Talvez seja o caso de adotar uma das seguintes posturas: ou chamar um profissional renomado de cenografia, arte, moda, Carnaval ou algo do gênero que assine a festa, ou simplesmente abandonar conceitos megalomaníacos que não se refletem na realidade.

 

Notas finais: um novo Skol Beats?

Após uma festa para o qual o adjetivo “histórica” não parece exagerado, não tardaram a aparecer comentários consagrando a XXXperience como “o novo Skol Beats”.

Essa edição certamente parece, com as devidas proporções, ter se aproximado de outros festivais de referência mundial que também misturam várias vertentes, como o Glade Festival, no Reino Unido (que também teve suas origens no psytrance) ou ainda o Dance Valley holandês. Inclusive, o line-up da XXX 14 anos compartilhou muitos headliners da versão porteña da Creamfiels, realizada em Buenos Aires no mesmo fim de semana.

Mesmo assim, nossa pequena Babel tupiniquim não albergou todas as línguas eletrônicas. Se é para olhar para a sombra do Skol Beats, é notável, por exemplo, a ausência das batidas quebradas, do Drum ‘n Bass, do Dubstep e, porque não, do Hip-Hop.

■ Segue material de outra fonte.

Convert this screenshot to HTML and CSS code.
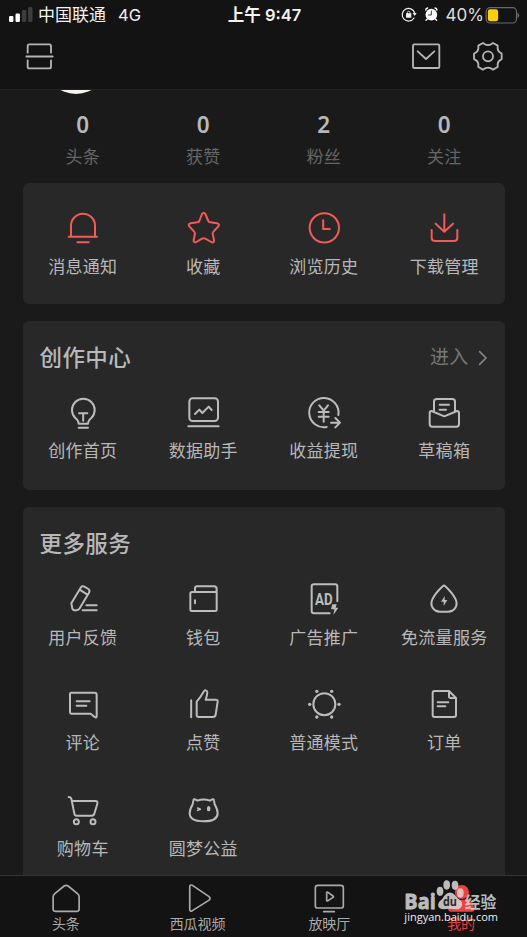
FILE: index.html
```html
<!DOCTYPE html>
<html lang="zh-CN">
<head>
<meta charset="utf-8">
<title>我的</title>
<link rel="stylesheet" href="styles.css">
</head>
<body>
<header class="header">
  <div class="status">
    <div class="status-left">
      <svg class="signal" viewBox="0 0 24 16"><rect x="0" y="10" width="4.4" height="6" rx="1.2" fill="#fff"/><rect x="6.5" y="7.6" width="4.4" height="8.4" rx="1.2" fill="#fff"/><rect x="12.9" y="4" width="4.4" height="12" rx="1.2" fill="#3c3c3c"/><rect x="19.1" y="1" width="4.4" height="15" rx="1.2" fill="#3c3c3c"/></svg>
      <span class="carrier">中国联通</span><span class="network">4G</span>
    </div>
    <div class="clock">上午 9:47</div>
    <div class="status-right">
      <svg class="status-icons" viewBox="416 15 114 54">
        <g fill="none" stroke="#eee" stroke-width="3.6"><path d="M455 54a19 19 0 1 1 2-15"/><path d="M435 41v-3a4 4 0 0 1 8 0v3" stroke-width="2.5"/></g>
        <path d="M431 40h16v13h-16zM451 39h12l-6 9z" fill="#eee"/>
        <circle cx="507" cy="44" r="17.5" fill="#fff"/><path d="M490 30q1-5 6-6M518 24q5 1 6 6M495 57l-4 4M519 57l4 4" stroke="#fff" stroke-width="4" fill="none"/><path d="M507 33v12h-9" fill="none" stroke="#131313" stroke-width="2.5"/>
      </svg>
      <span class="percent">40%</span>
      <svg class="battery" viewBox="667 14 104 54"><rect x="670" y="19" width="91" height="46" rx="12" fill="none" stroke="#6b6b6b" stroke-width="3.5"/><rect x="675" y="24" width="31" height="36" rx="7" fill="#fdd00b"/><path d="M764 34q5 2 5 8t-5 8z" fill="#6b6b6b"/></svg>
    </div>
  </div>
  <nav class="topnav">
    <svg class="nav-icon scan" viewBox="72 120 96 96"><path d="M83 158v-20q0-5 5-5h60q5 0 5 5v20M79 169.500h79M83 181v19q0 5 5 5h60q5 0 5-5v-19"/></svg>
    <svg class="nav-icon mail" viewBox="440 120 96 96"><rect x="449" y="133" width="79" height="71" rx="4"/><path d="M463 154l25 23 25-23"/></svg>
    <svg class="nav-icon" viewBox="626 120 96 96"><path d="M659 129L665 133Q674 137 683 133L689 129L703 137L703 146Q704 155 713 159L715 161V177L713 179Q704 183 703 192L703 201L689 209L683 205Q674 201 665 205L659 209L645 201L645 192Q644 183 635 179L632 177V161L635 159Q644 155 645 146L645 137Z"/><circle cx="674" cy="169" r="15"/></svg>
  </nav>
</header>
<main class="content">
  <svg class="avatar" viewBox="0 0 64 4"><circle cx="32" cy="-28" r="32" fill="#f6f3ea"/></svg>
  <section class="grid stats">
    <div class="stat"><b>0</b><span>头条</span></div>
    <div class="stat"><b>0</b><span>获赞</span></div>
    <div class="stat"><b>2</b><span>粉丝</span></div>
    <div class="stat"><b>0</b><span>关注</span></div>
  </section>
  <section class="card quick">
    <div class="grid">
      <div class="tile red"><svg viewBox="194 330 108 108"><path d="M212 409v-32a36 36 0 0 1 72 0v32M205 410.500h85M231 427h34"/></svg><span>消息通知</span></div>
      <div class="tile red"><svg viewBox="556 330 108 108"><path d="M607 342q5-7 10 0l9 21q2 4 6 4l20 3q9 2 4 9l-14 15q-3 3-3 7l4 19q1 10-8 6l-18-10q-5-2-10 0l-17 10q-9 3-8-6l4-19q0-4-3-7l-14-15q-5-7 4-9l20-3q4 0 6-4z"/></svg><span>收藏</span></div>
      <div class="tile red"><svg viewBox="128 330 108 108"><circle cx="183" cy="383.500" r="44"/><path d="M179.500 361v26h20"/></svg><span>浏览历史</span></div>
      <div class="tile red"><svg viewBox="490 330 108 108"><path d="M545 343v51M519 371l26 24 26-24M507 390v23q0 10 10 10h57q10 0 10-10v-23"/></svg><span>下载管理</span></div>
    </div>
  </section>
  <section class="card creation">
    <div class="card-head"><h2>创作中心</h2><a class="enter">进入<svg viewBox="646 90 30 48"><path d="M651 95l19 19-19 19"/></svg></a></div>
    <div class="grid">
      <div class="tile"><svg viewBox="194 225 108 108"><path d="M235 311q-1-11-10-17a34 34 0 1 1 48 0q-9 6-10 17zM235 323.500h28M236 280h25M248.500 280v22"/></svg><span>创作首页</span></div>
      <div class="tile"><svg viewBox="556 225 108 108"><rect x="569" y="235" width="86" height="68" rx="10"/><path d="M566 319h91M586 282l13-13 9 10 19-19 9 10"/></svg><span>数据助手</span></div>
      <div class="tile"><svg viewBox="128 225 108 108"><path d="M190 321a44 44 0 1 1 35-36M168 256l13 16 13-16M181 272v33M166 276h30M166 290h30M203 308h27M216 294l14 14-14 14"/></svg><span>收益提现</span></div>
      <div class="tile"><svg viewBox="490 225 108 108"><path d="M514 275v-30q0-8 8-8h47q8 0 8 8v30M507 273q-6 0-6 6v33q0 8 8 8h72q8 0 8-8v-33q0-6-6-6l-38 16zM531 254h28M531 269h19"/></svg><span>草稿箱</span></div>
    </div>
  </section>
  <section class="card services">
    <div class="card-head"><h2>更多服务</h2></div>
    <div class="grid">
      <div class="tile"><svg viewBox="194 246 108 108"><path d="M213 310l28-47q4-7 11-3l12 7q6 4 2 11l-28 47q-4 6-11 6-9 1-11-5zM238 269l22 14M258 316h31M247 331h42"/></svg><span>用户反馈</span></div>
      <div class="tile"><svg viewBox="556 246 108 108"><path d="M586 276v-11q0-6 6-6h51q8 0 8 8v62q0 4-4 4h-71q-4 0-4-4v-48q0-5 5-5h68q6 0 6-6M586 301v9"/></svg><span>钱包</span></div>
      <div class="tile"><svg viewBox="128 246 108 108"><path d="M199 340h-47q-7 0-7-7v-73q0-7 7-7h63q7 0 7 7v44"/><text class="ad-text" x="155" y="314" textLength="53" lengthAdjust="spacingAndGlyphs">AD</text><path class="solid" d="M207 313h13l-3 10h8l-15 22 3-17h-10z"/></svg><span>广告推广</span></div>
      <div class="tile"><svg viewBox="490 246 108 108"><path d="M540 259q4-4 8 0 21 20 30 37c11 22-4 39-22 39h-24c-18 0-33-17-22-39q9-17 30-37z"/><path class="solid" d="M546 288v12h8l-11 18v-13h-8z"/></svg><span>免流量服务</span></div>
      <div class="tile"><svg viewBox="194 21 108 108"><path d="M213 38h70q6 0 6 6v66q-1 4-6 1l-12-10h-58q-4 0-4-4V42q0-4 4-4zM229 64h39M229 77h29"/></svg><span>评论</span></div>
      <div class="tile"><svg viewBox="556 21 108 108"><path d="M574.500 61v51M591 65v40q0 6 6 6h43q7 0 8-7l6-39q1-6-6-6h-30q4-11 5-22c0-7-8-8-11-2q-10 17-21 30z"/></svg><span>点赞</span></div>
      <div class="tile"><svg viewBox="128 21 108 108"><circle cx="183" cy="72.500" r="33"/><g class="dots"><circle cx="139" cy="73" r="5"/><circle cx="227" cy="73" r="5"/><circle cx="160.500" cy="34" r="5"/><circle cx="205" cy="34" r="5"/><circle cx="160.500" cy="111" r="5"/><circle cx="205" cy="111" r="5"/></g></svg><span>普通模式</span></div>
      <div class="tile"><svg viewBox="490 21 108 108"><path d="M559 33h-43q-6 0-6 6v66q0 6 6 6h58q6 0 6-6V54zM559 33v16q0 5 5 5h16M525 67h32M525 79h23"/></svg><span>订单</span></div>
      <div class="tile"><svg viewBox="194 336 108 108"><path d="M205 348q6 0 8 5l9 45q1 6 7 6h45q7 0 8-6l9-30q2-8-6-8h-70"/><circle cx="228" cy="422" r="7.500"/><circle cx="278" cy="422" r="7.500"/></svg><span>购物车</span></div>
      <div class="tile"><svg viewBox="556 336 108 108"><path d="M579 370l2-11q1-7 7-3l5 3q19-7 38 0l5-3q6-4 7 3l2 11c4 7 9 16 9 27-1 17-19 24-42 24s-42-7-42-24c0-11 5-20 9-27z"/><path d="M594 381l8 4-8 3" stroke-width="5"/><ellipse class="solid" cx="627" cy="383" rx="5.500" ry="8"/></svg><span>圆梦公益</span></div>
    </div>
  </section>
</main>
<footer class="tabbar">
  <div class="tab"><svg viewBox="143.600 46 108 108"><path d="M192 64q6-4 12 0l28 23q5 4 5 10v36q0 7-7 7h-64q-7 0-7-7v-36q0-6 5-10z"/></svg><span>头条</span></div>
  <div class="tab"><svg viewBox="538.800 46 108 108"><path d="M568 66q0-7 8-4l49 33q8 6 0 12l-49 31q-8 4-8-4z"/></svg><span>西瓜视频</span></div>
  <div class="tab"><svg viewBox="145 46 108 108"><rect x="158" y="62" width="84" height="68" rx="7"/><path d="M192 84v23q0 3 4 1l15-10q3-2 0-4l-15-11q-4-2-4 1zM183 141h32"/></svg><span>放映厅</span></div>
  <div class="tab active"><svg viewBox="540.400 46 108 108"><circle cx="597" cy="82" r="21"/><path d="M556 134q2-24 29-29h22q25 5 28 29 0 7-7 7h-65q-7 0-7-7z"/></svg><span>我的</span></div>
  <svg class="watermark" viewBox="410 35 308 154">
    <g class="mark">
      <text class="brand" x="423" y="134" textLength="94" lengthAdjust="spacingAndGlyphs">Bai</text>
      <ellipse cx="530" cy="81" rx="10" ry="14"/><ellipse cx="550" cy="62" rx="10" ry="14"/><ellipse cx="575" cy="63" rx="10" ry="14"/><ellipse cx="591" cy="86" rx="10" ry="14"/>
      <path d="M543 94q17-19 34 0 8 10 16 16c9 12 0 26-15 25q-18-3-36 0c-16 1-23-12-13-24q8-6 14-17z"/>
      <text class="brand-du" x="539" y="126" textLength="42" lengthAdjust="spacingAndGlyphs">du</text>
      <text class="brand-cn" x="604" y="131" textLength="95" lengthAdjust="spacingAndGlyphs">经验</text>
      <text class="url" x="423" y="171" textLength="281" lengthAdjust="spacingAndGlyphs">jingyan.baidu.com</text>
    </g>
  </svg>
</footer>
</body>
</html>
```
FILE: styles.css
```css
* { box-sizing: border-box; }
body {
  margin: 0;
  width: 527px;
  height: 937px;
  overflow: hidden;
  display: flex;
  flex-direction: column;
  background: #1a1a1a;
  color: #b8b8b8;
  font-family: Inter, "Noto Sans CJK SC", sans-serif;
}
svg { display: block; flex: none; fill: none; stroke-linecap: round; stroke-linejoin: round; }
.header { height: 90px; flex: none; background: #131313; border-bottom: 1px solid #232323; }
.status {
  display: grid;
  grid-template-columns: 1fr auto 1fr;
  align-items: center;
  height: 29px;
  padding: 1px 7px 0 9px;
  color: #f2f2f2;
  font-size: 17px;
  line-height: 28px;
  white-space: nowrap;
}
.status-left, .status-right { display: flex; align-items: center; }
.status-right { justify-content: flex-end; }
.signal { width: 24px; height: 16px; margin: -2px 6px 0 0; }
.carrier { margin-left: -1px; }
.network { margin-left: 12px; font-size: 16.5px; }
.clock { font-weight: 600; font-size: 16.5px; }
.status-icons { width: 38px; height: 18px; margin: -2px 7px 0 0; }
.percent { font-size: 17px; width: 39.5px; color: #ddd; }
.battery { width: 35px; height: 18px; margin-top: -1px; }
.topnav { display: flex; align-items: center; height: 54px; padding: 0 23.500px 0 24px; }
.nav-icon { width: 32px; height: 32px; stroke: #b5b5b5; stroke-width: 5.500; }
.mail { margin-left: auto; margin-right: 30px; }
.content { flex: 1; min-height: 0; overflow: hidden; padding: 0 22.500px; }
.avatar { width: 64px; height: 4px; margin-left: 21px; overflow: hidden; }
.grid { display: grid; grid-template-columns: repeat(4, 1fr); }
.stats { height: 89px; padding-top: 17px; align-content: start; }
.stat { display: flex; flex-direction: column; align-items: center; }
.stat b { font-family: "Noto Sans", sans-serif; font-size: 22.500px; font-weight: 600; line-height: 28px; }
.stat span { margin-top: 6px; font-size: 17px; letter-spacing: .3px; line-height: 24px; color: #666; }
.card { background: #282828; border-radius: 6px; margin-bottom: 17px; }
.quick { height: 121px; padding-top: 27px; }
.quick .tile { gap: 9px; }
.creation { height: 169px; }
.services { height: 400px; }
.card-head { display: flex; align-items: center; justify-content: space-between; height: 74px; padding: 0 17px; }
h2 { margin: -1px 0 0; font-size: 22.500px; font-weight: 500; letter-spacing: .4px; line-height: 32px; }
.enter { display: flex; align-items: center; gap: 9px; color: #777; font-size: 19px; letter-spacing: .3px; line-height: 28px; }
.enter svg { width: 10px; height: 16px; stroke: #858585; stroke-width: 5; }
.tile { display: flex; flex-direction: column; align-items: center; gap: 8px; }
.services .grid { row-gap: 36.400px; }
.tile > svg { width: 36px; height: 36px; stroke: #bcbcbc; stroke-width: 6; }
.tile > span { font-size: 17px; letter-spacing: .3px; line-height: 24px; height: 24px; white-space: nowrap; }
.services .tile > svg { margin-top: 1px; }
.tile.red > svg { stroke: #f25b57; }
.tile .solid, .tile .dots { fill: #bcbcbc; stroke: none; }
.ad-text { font: 700 49px Roboto, sans-serif; fill: #bcbcbc; stroke: none; }
.tabbar {
  position: relative;
  display: grid;
  grid-template-columns: repeat(4, 1fr);
  height: 62px;
  flex: none;
  background: #131313;
  border-top: 1px solid #333;
}
.tab { display: flex; flex-direction: column; align-items: center; padding-top: 4px; }
.tab svg { width: 36px; height: 36px; stroke: #aaa; stroke-width: 5; }
.tab span { margin-top: -1px; font-size: 14px; line-height: 18px; color: #aaa; }
.tab.active svg { fill: #f04142; stroke: none; }
.tab.active span { color: #e04141; }
.tabbar .watermark { position: absolute; left: 399.700px; top: 0; width: 102.700px; height: 51.300px; }
.mark { fill: #dadada; fill-opacity: .85; }
.brand { font: 700 66px "Open Sans", sans-serif; stroke: #c2c2c2; stroke-width: 2.5; }
.brand-du { font: 700 36px "Open Sans", sans-serif; fill: #282828; fill-opacity: 1; }
.brand-cn { font: 700 48px "Noto Sans CJK SC", sans-serif; }
.url { font: 400 32px "Open Sans", sans-serif; fill: #eee; fill-opacity: 1; }
```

Mesmo a festa demonstrando um verdadeiro caleidoscópio de estilos de maneira coerente e profissional, parece essa não ser a comparação mais adequada. Hoje, a cena eletrônica brasileira já é mais rica e muito mais multifacetada, e comporta muito mais do que um único grande festival de referência. Num país de 190 milhões de habitantes, já é possível haver uma miríade de estilos e conceitos de execução de um espaço para a música eletrônica. Há lugar para a alternatividade da Tribaltech, para a puxada pop do Skol Sensation e para um grande festival de várias matizes como essa XXX de 14 anos, cada qual com sua proposta e sua importância, sendo todas igualmente aguardadas pelos diferentes públicos.

Enfim, talvez a Fazenda Maeda não tenha sido palco de um novo Skol Beats, mas certamente viu o nascer de uma nova XXXperience. E isso, por si só, já basta para que a música eletrônica brasileira ganhe em grandiosidade e conteúdo e, finalmente, consiga seguir em frente, apesar dos “fantásticos” e globais” esteriótipos.